O: Later in 2011, you signed with the Twins organization. You started at Fort Myers with the Miracle and quickly got to the Rochester Red Wings in 2012. What was it like being back with a Major League organization and finding success with your new club?

T: It was just nice to get signed back with a team really. In independent ball, everyone is just trying to somehow get back in it at various levels. There’s a lot of older guys, a lot of younger guys. I guess we get a lot of older guys in those organizations who have been with organizations for a long time and are just trying to get back in; and a lot of younger guys who haven’t been in an organization yet and are trying to get their foot in the door. Just being one of the guys who was lucky enough to get signed by a team was awesome. And being able to carry over some of the success that I had with St. Paul into the organization was good too, so I was able to move along quickly and it was a really fun ride. I met a lot of good people and had a lot of good coaching along the way.

O: In 2013, you got called up to the Twins and pitched in 49 games. You finished with a 1.76 ERA and propelled yourself into spending the entire 2014 season with the team. In 2014, you pitched in 54 games. What was it like going from Midway to downtown Minneapolis at Target Field and getting that taste of success with the big league club and being in that atmosphere and locker room on a daily basis?

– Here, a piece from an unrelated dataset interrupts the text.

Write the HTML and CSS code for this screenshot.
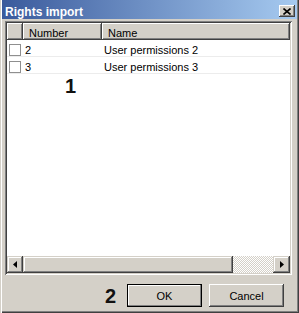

T: It was obviously different. A little bit different stadium, a little bit different sized crowd. But it’s still the same game and you just try to keep that in mind the whole time when you go out there. You’ve got to realize it’s not going to last forever, too. So you’ve got to enjoy it while you’re there. It’s just a lot of fun having been able to be teammates with guys I’ve watched on TV for a lot of years. And play against guys I watched on TV for a lot of years, too. It’s just a cool experience and hopefully I’ll be back up there again soon and be able to contribute to the Twins again and hopefully we’ll be in the playoffs at some point.